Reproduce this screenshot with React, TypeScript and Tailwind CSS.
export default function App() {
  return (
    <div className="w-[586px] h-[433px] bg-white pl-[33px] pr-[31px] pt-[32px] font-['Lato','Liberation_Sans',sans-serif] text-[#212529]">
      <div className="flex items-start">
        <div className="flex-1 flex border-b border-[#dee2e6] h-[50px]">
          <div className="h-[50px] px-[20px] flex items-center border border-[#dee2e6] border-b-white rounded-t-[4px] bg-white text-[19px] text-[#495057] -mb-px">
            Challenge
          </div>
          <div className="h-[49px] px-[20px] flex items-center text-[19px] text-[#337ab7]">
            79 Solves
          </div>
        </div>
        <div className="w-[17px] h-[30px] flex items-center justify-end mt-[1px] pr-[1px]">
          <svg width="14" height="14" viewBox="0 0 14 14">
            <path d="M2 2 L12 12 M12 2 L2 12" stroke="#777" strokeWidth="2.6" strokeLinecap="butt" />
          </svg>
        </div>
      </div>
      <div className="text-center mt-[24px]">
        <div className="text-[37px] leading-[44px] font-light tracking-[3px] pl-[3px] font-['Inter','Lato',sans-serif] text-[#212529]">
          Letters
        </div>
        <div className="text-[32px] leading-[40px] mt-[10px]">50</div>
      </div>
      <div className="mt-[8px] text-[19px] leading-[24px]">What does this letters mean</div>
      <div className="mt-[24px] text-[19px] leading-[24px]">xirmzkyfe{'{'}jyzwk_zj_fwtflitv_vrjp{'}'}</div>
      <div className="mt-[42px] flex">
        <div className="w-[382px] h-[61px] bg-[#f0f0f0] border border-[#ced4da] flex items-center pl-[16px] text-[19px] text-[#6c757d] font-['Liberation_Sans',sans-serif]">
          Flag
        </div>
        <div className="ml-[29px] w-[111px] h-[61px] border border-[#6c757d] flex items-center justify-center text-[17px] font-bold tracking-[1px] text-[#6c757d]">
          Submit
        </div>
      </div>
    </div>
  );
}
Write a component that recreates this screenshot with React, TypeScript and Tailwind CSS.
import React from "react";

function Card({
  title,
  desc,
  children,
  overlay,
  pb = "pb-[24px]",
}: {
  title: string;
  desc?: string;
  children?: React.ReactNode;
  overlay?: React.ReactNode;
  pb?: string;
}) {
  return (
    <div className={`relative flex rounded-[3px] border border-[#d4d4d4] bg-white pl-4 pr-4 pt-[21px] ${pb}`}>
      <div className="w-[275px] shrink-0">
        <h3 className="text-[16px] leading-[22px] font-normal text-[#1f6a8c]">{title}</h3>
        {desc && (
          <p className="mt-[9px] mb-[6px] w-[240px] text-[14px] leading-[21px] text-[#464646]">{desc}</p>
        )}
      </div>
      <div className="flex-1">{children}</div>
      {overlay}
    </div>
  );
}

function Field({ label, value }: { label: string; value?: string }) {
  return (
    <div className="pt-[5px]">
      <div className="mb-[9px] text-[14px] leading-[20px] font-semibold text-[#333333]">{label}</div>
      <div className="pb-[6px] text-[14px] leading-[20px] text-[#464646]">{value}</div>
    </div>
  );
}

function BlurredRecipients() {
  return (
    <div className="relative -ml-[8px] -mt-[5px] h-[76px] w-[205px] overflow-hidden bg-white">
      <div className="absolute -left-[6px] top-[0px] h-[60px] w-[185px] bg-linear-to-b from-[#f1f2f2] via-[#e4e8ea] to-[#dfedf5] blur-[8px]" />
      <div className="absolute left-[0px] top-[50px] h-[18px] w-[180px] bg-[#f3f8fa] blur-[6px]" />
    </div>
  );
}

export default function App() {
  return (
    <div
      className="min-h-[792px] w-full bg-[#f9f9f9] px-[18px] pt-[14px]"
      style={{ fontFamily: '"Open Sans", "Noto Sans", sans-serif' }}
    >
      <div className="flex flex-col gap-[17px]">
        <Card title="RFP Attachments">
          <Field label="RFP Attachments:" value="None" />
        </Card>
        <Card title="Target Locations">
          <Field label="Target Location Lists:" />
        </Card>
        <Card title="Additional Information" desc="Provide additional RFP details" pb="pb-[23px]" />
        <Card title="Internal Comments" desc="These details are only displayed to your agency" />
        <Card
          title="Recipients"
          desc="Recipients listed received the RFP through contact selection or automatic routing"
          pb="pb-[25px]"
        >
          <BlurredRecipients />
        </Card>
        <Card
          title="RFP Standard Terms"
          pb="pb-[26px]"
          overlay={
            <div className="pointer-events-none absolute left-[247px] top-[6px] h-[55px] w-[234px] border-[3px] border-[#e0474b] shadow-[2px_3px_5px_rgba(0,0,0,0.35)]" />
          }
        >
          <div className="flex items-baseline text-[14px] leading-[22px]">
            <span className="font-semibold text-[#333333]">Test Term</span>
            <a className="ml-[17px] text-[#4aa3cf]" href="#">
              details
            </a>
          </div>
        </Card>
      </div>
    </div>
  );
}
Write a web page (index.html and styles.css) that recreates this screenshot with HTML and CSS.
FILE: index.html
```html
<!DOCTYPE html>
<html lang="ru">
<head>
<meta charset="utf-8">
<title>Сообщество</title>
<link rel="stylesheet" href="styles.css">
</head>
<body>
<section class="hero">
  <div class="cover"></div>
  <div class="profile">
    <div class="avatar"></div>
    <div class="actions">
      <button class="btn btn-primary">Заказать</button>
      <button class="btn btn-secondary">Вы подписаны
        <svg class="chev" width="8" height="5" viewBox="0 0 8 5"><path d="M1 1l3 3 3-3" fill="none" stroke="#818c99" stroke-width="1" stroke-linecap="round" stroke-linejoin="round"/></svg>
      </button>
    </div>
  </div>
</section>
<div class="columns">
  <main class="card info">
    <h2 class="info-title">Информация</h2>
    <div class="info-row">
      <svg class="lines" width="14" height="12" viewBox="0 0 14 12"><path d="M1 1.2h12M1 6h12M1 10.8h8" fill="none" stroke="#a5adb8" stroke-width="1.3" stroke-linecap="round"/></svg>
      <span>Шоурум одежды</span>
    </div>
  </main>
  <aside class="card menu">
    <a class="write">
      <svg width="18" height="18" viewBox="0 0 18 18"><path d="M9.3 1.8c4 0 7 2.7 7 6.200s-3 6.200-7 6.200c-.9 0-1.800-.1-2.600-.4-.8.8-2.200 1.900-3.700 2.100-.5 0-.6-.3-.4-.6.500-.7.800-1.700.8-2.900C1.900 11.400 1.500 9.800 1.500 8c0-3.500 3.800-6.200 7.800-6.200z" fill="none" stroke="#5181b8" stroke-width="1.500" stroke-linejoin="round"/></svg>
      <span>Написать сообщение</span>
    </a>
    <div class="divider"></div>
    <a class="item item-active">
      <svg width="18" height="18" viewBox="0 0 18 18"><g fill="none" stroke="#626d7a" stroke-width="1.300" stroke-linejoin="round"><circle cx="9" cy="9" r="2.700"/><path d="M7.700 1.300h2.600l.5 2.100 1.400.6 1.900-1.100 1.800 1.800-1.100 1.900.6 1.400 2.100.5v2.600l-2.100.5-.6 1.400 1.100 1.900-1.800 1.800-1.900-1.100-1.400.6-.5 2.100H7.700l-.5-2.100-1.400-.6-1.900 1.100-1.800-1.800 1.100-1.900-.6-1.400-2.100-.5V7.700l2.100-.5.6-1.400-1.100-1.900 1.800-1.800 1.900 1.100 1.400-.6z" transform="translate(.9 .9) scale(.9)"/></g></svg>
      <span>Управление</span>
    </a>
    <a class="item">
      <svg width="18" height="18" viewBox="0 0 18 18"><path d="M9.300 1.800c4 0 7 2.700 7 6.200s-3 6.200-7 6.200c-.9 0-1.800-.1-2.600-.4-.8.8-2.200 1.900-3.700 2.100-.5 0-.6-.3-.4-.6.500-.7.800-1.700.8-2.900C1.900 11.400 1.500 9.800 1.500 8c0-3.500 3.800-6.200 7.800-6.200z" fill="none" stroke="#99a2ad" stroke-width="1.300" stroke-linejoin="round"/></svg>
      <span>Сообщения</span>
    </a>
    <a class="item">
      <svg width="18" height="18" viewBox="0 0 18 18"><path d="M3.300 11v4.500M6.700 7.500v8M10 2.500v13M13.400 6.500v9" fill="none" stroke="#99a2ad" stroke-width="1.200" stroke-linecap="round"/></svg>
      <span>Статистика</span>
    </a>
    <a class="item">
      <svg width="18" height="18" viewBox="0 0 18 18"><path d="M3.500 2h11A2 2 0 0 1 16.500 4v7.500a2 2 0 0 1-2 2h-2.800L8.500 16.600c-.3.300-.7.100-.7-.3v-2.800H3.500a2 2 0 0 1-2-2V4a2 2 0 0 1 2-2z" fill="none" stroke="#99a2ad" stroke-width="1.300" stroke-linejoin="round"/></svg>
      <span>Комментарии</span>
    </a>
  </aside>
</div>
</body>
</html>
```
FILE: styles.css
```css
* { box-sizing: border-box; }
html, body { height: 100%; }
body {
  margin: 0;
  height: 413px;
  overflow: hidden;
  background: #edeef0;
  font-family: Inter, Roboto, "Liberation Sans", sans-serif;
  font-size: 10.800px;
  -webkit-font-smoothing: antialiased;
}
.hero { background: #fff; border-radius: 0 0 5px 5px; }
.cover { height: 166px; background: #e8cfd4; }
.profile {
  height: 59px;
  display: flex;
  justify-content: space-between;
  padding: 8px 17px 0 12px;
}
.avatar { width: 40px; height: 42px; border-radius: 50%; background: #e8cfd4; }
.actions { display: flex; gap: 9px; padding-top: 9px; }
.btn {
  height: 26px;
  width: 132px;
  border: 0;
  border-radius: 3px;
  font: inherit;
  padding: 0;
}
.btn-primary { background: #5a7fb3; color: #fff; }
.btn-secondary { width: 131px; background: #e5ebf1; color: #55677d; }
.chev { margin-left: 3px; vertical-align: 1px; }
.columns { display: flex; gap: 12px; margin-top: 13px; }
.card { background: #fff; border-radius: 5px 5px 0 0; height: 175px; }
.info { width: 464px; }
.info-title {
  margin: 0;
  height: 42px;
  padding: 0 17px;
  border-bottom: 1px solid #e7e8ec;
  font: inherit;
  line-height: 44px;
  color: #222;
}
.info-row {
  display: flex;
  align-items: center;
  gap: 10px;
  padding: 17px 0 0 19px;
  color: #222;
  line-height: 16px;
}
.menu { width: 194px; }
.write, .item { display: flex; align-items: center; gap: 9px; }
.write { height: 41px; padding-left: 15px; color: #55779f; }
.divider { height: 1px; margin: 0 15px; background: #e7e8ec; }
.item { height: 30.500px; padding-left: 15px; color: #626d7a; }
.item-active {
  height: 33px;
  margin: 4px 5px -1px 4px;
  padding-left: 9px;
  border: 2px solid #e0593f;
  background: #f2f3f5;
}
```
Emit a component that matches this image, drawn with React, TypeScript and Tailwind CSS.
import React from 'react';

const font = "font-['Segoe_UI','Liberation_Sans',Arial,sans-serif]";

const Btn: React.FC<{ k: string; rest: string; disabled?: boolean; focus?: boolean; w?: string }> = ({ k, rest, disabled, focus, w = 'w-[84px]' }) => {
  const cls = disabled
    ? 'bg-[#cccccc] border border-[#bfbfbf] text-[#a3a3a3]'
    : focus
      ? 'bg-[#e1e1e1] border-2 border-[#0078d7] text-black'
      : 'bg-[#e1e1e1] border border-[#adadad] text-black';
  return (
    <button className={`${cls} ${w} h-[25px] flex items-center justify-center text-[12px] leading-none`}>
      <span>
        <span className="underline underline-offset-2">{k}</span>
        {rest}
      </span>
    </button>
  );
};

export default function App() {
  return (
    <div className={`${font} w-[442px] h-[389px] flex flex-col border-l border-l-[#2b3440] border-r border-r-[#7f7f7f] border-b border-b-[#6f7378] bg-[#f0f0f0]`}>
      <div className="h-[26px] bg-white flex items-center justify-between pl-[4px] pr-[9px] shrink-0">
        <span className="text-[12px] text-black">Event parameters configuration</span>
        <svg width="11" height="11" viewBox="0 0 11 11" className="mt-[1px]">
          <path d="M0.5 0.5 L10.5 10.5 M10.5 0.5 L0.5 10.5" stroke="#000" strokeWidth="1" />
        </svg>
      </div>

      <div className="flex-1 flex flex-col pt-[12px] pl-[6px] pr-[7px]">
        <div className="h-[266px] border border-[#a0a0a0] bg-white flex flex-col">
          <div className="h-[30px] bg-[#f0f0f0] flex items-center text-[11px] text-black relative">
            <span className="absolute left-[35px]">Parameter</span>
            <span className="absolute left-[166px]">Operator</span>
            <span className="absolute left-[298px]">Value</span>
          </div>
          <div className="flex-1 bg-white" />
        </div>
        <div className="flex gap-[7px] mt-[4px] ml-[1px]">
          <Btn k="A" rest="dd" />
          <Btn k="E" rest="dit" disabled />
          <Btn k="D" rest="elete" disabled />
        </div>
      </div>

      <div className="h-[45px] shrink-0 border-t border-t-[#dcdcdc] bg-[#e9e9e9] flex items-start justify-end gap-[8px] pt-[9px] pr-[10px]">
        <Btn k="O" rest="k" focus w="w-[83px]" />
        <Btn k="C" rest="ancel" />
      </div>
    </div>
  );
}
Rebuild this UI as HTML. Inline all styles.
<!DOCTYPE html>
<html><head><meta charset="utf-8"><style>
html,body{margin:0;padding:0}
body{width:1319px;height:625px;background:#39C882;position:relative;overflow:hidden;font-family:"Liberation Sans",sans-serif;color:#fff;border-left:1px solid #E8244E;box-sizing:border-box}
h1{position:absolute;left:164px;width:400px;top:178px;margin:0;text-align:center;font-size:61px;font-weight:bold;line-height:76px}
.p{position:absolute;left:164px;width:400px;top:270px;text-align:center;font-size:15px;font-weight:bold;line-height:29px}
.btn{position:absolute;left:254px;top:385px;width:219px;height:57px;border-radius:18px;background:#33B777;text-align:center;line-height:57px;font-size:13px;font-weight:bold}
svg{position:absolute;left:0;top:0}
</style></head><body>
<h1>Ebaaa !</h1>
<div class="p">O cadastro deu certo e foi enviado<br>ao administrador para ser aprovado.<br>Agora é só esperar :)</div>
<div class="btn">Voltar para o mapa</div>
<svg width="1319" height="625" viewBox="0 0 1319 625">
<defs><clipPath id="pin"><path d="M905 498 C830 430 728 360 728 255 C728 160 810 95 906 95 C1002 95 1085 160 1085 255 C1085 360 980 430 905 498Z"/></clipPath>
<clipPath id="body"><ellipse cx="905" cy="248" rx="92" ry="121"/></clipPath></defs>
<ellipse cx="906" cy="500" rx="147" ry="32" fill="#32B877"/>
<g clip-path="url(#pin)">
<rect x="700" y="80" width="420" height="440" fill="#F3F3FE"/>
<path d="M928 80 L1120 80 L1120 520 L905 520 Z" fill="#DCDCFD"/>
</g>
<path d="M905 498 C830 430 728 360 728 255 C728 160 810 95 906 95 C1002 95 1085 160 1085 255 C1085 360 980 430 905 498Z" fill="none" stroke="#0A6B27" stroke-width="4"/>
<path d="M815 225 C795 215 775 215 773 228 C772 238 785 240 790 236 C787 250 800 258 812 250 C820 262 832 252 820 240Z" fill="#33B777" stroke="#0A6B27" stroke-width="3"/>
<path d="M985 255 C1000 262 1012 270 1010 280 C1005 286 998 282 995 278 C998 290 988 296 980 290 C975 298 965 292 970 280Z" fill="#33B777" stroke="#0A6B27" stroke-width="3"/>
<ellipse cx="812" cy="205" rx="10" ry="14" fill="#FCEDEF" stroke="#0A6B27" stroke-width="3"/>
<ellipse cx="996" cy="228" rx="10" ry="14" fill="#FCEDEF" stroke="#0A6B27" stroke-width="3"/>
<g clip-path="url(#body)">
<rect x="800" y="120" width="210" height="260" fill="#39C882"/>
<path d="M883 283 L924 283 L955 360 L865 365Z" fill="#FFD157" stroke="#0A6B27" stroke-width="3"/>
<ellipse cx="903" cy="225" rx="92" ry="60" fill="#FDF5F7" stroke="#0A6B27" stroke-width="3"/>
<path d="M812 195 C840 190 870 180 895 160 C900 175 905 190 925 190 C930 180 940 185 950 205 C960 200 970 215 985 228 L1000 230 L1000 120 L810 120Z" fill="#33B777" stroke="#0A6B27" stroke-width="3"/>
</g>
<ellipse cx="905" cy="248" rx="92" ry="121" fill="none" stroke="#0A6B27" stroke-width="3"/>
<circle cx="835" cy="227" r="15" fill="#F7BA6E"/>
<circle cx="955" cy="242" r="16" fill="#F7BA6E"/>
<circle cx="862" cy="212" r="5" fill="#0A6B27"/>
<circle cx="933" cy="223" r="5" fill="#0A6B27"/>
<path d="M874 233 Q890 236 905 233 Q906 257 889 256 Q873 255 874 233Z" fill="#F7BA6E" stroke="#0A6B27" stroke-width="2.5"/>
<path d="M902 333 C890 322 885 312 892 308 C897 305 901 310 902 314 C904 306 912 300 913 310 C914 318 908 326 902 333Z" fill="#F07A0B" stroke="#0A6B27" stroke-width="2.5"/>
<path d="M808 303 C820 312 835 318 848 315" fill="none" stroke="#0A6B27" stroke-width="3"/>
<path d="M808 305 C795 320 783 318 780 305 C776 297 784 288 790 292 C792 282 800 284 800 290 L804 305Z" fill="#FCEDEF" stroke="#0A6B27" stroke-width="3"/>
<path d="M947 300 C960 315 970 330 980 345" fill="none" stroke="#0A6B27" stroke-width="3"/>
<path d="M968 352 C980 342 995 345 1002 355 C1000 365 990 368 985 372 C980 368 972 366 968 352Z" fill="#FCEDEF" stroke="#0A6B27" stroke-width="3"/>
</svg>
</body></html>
++++++++
**YOUR TASK**.
Please list every line of the records that contains "React".

**TASK RESULT**.
Reproduce this screenshot with React, TypeScript and Tailwind CSS.
Write a component that recreates this screenshot with React, TypeScript and Tailwind CSS.
import React from "react";
  children?: React.ReactNode;
  overlay?: React.ReactNode;
Emit a component that matches this image, drawn with React, TypeScript and Tailwind CSS.
import React from 'react';
const Btn: React.FC<{ k: string; rest: string; disabled?: boolean; focus?: boolean; w?: string }> = ({ k, rest, disabled, focus, w = 'w-[84px]' }) => {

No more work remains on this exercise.